Exercise aim: Print exactly the lines from the first one down to the line that contains "const tabs = ['EARNINGS', 'HISTORY', 'BALANCE'];", both included, and skip the pictures.
* START *
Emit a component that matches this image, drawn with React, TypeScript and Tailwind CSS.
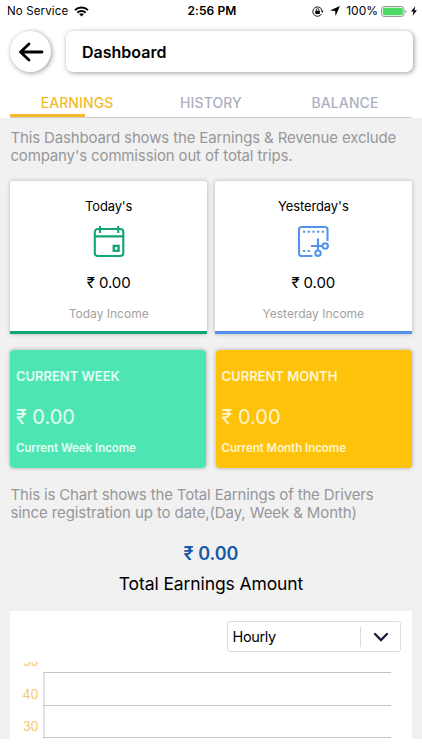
import { Fragment } from 'react';

const tabs = ['EARNINGS', 'HISTORY', 'BALANCE'];

const gridLines = [
  { label: '50', y: 10.5 },
  { label: '40', y: 43.5 },
  { label: '30', y: 75.5 },
];

function StatusBar() {
  return (
    <div className="flex h-[22px] items-center pr-[5px] pl-[7px] text-[11.5px]">
      <div className="flex flex-1 items-center gap-[6px]">
        <span className="pt-px tracking-[0.14px] whitespace-nowrap">No Service</span>
        <svg className="h-[11px] w-[15px]" viewBox="0 0 15 11" fill="none" stroke="#000" strokeWidth="2">
          <path d="M1 4.1a9.3 9.3 0 0 1 13 0" />
          <path d="M3.4 6.7a5.9 5.9 0 0 1 8.2 0" />
          <path d="M7.5 10.6 5.2 8.3a3.3 3.3 0 0 1 4.6 0Z" fill="#000" stroke="none" />
        </svg>
      </div>
      <span className="text-[12px] font-semibold tracking-[0.1px] whitespace-nowrap">2:56 PM</span>
      <div className="flex flex-1 items-center justify-end">
        {/* rotation lock */}
        <svg className="mr-[6px] h-[11px] w-[12px]" viewBox="0 0 12 11" fill="none" stroke="#000">
          <path d="M9.7 7.7A4.7 4.7 0 1 1 10 4.2" strokeWidth=".9" />
          <path d="m8.6 4.6 3.1.1-1.5 2Z" fill="#000" stroke="none" />
          <path d="M4.2 5V4a1.4 1.4 0 0 1 2.8 0v1" strokeWidth=".8" />
          <rect x="3.4" y="4.8" width="4.4" height="3.3" rx=".5" fill="#000" stroke="none" />
        </svg>
        <svg className="mr-[6px] h-[10px] w-[10px]" viewBox="0 0 10 10">
          <path d="M9.9.1 5.6 9.9 5.1 5 .1 4.5Z" />
        </svg>
        <span className="mr-[3px] text-[12px] whitespace-nowrap">100%</span>
        <svg className="mr-[4px] h-[11px] w-[26px]" viewBox="0 0 26 11" fill="none">
          <rect x=".5" y=".5" width="22.5" height="10" rx="2.6" stroke="#999" />
          <rect x="1.8" y="1.8" width="20" height="7.4" rx="1.3" fill="#4cd964" />
          <path d="M24.3 3.8v3.4a1.8 1.8 0 0 0 0-3.4Z" fill="#999" />
        </svg>
        <svg className="h-[10px] w-[6px]" viewBox="0 0 6 10">
          <path d="M4.3.2 0 5.5h2.5L1.6 9.8 6 4.3H3.4Z" />
        </svg>
      </div>
    </div>
  );
}

function CalendarIcon() {
  return (
    <svg className="h-8 w-8" viewBox="0 0 32 32" fill="none" stroke="#13a56f" strokeWidth="2.1">
      <rect x="1.8" y="4" width="28.5" height="27" rx="3" />
      <path d="M2 11.4h28.5M7 1v7M25.2 1v7" />
      <rect x="20.7" y="20.9" width="4.9" height="4.9" strokeWidth="2.3" />
    </svg>
  );
}

function CutIcon() {
  return (
    <svg className="h-8 w-8" viewBox="0 0 32 32" fill="none" stroke="#5592ee" strokeWidth="2.1">
      <path d="M15.5 31H4.5A2.5 2.5 0 0 1 2 28.5V4.500A2.500 2.500 0 0 1 4.500 2H28a2.500 2.500 0 0 1 2.500 2.500V16" />
      <path d="M6 6.700h21" strokeDasharray="2.200 2.500" />
      <path d="M6 26h8" strokeDasharray="2.200 2.500" />
      <path d="M21 13.500v12M14 21h11.500" />
      <circle cx="21" cy="28.200" r="2.700" />
      <circle cx="28.200" cy="21" r="2.700" />
    </svg>
  );
}

export default function App() {
  return (
    <div className="h-[750px] w-[422px] overflow-hidden bg-white font-[Inter,'Noto_Sans',sans-serif] text-black">
      <StatusBar />

      <div className="flex gap-[15px] pt-[9px] pr-[9px] pl-[10px]">
        <button className="flex h-[41px] w-[41px] items-center justify-center rounded-full bg-white shadow-[1px_1px_5px_rgba(0,0,0,0.4)]">
          <svg className="h-5 w-[26px]" viewBox="0 0 26 20" fill="none" stroke="#000" strokeWidth="2.800" strokeLinecap="round" strokeLinejoin="round">
            <path d="M24 10H2.500M11 2 2.500 10l8.500 8" />
          </svg>
        </button>
        <div className="flex h-[41px] flex-1 items-center rounded-[7px] bg-white pl-4 text-base font-semibold shadow-[1px_1px_5px_rgba(0,0,0,0.4)]">
          Dashboard
        </div>
      </div>

      <div className="mx-[10px] mt-[20px] grid h-[26px] grid-cols-3 border-b border-[#cfcfcf]">
        {tabs.map((tab, i) => (
          <div key={tab} className={i === 0 ? 'flex flex-col text-[#f3bb2c]' : 'flex flex-col text-[#adb0bf]'}>
            <span className="h-[22px] text-center text-[14px] leading-[22px] font-medium tracking-[0.1px]">{tab}</span>
            {i === 0 && <span className="h-[3px] w-[75px] bg-[#f3bb2c]" />}
          </div>
        ))}
      </div>

      <main className="h-[621px] overflow-hidden bg-[#f1f1f1] px-[10.4px] pt-[11px]">
        <p className="text-[15px] leading-[18px] tracking-[-0.145px] whitespace-nowrap text-[#97979a]">
          This Dashboard shows the Earnings &amp; Revenue exclude
          <br />
          company's commission out of total trips.
        </p>

        <div className="mt-4 grid grid-cols-2 gap-2 text-center">
          <div className="flex h-[153px] flex-col items-center rounded-t-[3px] border-b-[3px] border-[#13a56f] bg-white pt-[15px] shadow-[0_0_4px_rgba(0,0,0,0.25)]">
            <span className="text-[13px] leading-5 tracking-[-0.15px]">Today's</span>
            <div className="mt-[9px]"><CalendarIcon /></div>
            <span className="mt-[16px] text-[15px] leading-5 tracking-[-0.1px]">₹ 0.00</span>
            <span className="mt-[11px] text-[12px] leading-5 text-[#a2a2a2]">Today Income</span>
          </div>
          <div className="flex h-[153px] flex-col items-center rounded-t-[3px] border-b-[3px] border-[#5592ee] bg-white pt-[15px] shadow-[0_0_4px_rgba(0,0,0,0.25)]">
            <span className="text-[13px] leading-5 tracking-[-0.1px]">Yesterday's</span>
            <div className="mt-[9px]"><CutIcon /></div>
            <span className="mt-[16px] text-[15px] leading-5 tracking-[-0.1px]">₹ 0.00</span>
            <span className="mt-[11px] text-[12px] leading-5 text-[#a2a2a2]">Yesterday Income</span>
          </div>
        </div>

        <div className="mt-4 grid grid-cols-2 gap-[10px] whitespace-nowrap">
          <div className="flex h-[118px] flex-col rounded-[4px] bg-[#4de5b3] pt-4 pl-[5.5px] text-[#e2fff5] shadow-[0_0_4px_rgba(0,0,0,0.3)]">
            <span className="text-[13px] leading-5 font-semibold">CURRENT WEEK</span>
            <span className="mt-[19px] text-[20px] leading-6">₹ 0.00</span>
            <span className="mt-[9px] text-[11.5px] leading-5 font-semibold tracking-[-0.03px]">Current Week Income</span>
          </div>
          <div className="flex h-[118px] flex-col rounded-[4px] bg-[#fec20a] pt-4 pl-[5.5px] text-[#fff6d0] shadow-[0_0_4px_rgba(0,0,0,0.3)]">
            <span className="text-[13px] leading-5 font-semibold">CURRENT MONTH</span>
            <span className="mt-[19px] text-[20px] leading-6">₹ 0.00</span>
            <span className="mt-[9px] text-[11.5px] leading-5 font-semibold tracking-[-0.03px]">Current Month Income</span>
          </div>
        </div>

        <p className="mt-[18px] text-[15px] leading-[18px] tracking-[-0.15px] whitespace-nowrap text-[#97979a]">
          This is Chart shows the Total Earnings of the Drivers
          <br />
          <span className="tracking-[-0.1px]">since registration up to date,(Day, Week &amp; Month)</span>
        </p>

        <div className="mt-5 text-center text-[18px] leading-6 font-semibold text-[#145aa8]">₹ 0.00</div>
        <div className="mt-[6px] text-center text-[17.5px] leading-6 tracking-[-0.1px]">Total Earnings Amount</div>

        <section className="mt-[15px] h-[140px] bg-white pt-[10px]">
          <div className="mr-[11px] ml-auto flex h-[31px] w-[174px] items-center rounded-[3px] border border-[#dcdcdc]">
            <span className="flex-1 pl-[5px] text-[14.5px] tracking-[-0.4px]">Hourly</span>
            <span className="h-5 w-px bg-[#dcdcdc]" />
            <svg className="mr-[11px] ml-[12px] h-4 w-4" viewBox="0 0 16 16" fill="none" stroke="#171c38" strokeWidth="2.300" strokeLinecap="round">
              <path d="m2 5 6 6 6-6" />
            </svg>
          </div>

          <svg className="mt-[10px] h-[77px] w-[401px] overflow-hidden" viewBox="0 0 401 77">
            <path d="M34 10v67" stroke="#c2c5c4" />
            {gridLines.map((line) => (
              <Fragment key={line.label}>
                <path d={`M33.5 ${line.y}h347.5`} stroke="#c2c5c4" />
                <text x="28.5" y={line.y - 6.5} fontSize="12.5" textAnchor="end" fill="#f4c666">
                  {line.label}
                </text>
              </Fragment>
            ))}
          </svg>
        </section>
      </main>
    </div>
  );
}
* END *
The response:
Emit a component that matches this image, drawn with React, TypeScript and Tailwind CSS.
import { Fragment } from 'react';

const tabs = ['EARNINGS', 'HISTORY', 'BALANCE'];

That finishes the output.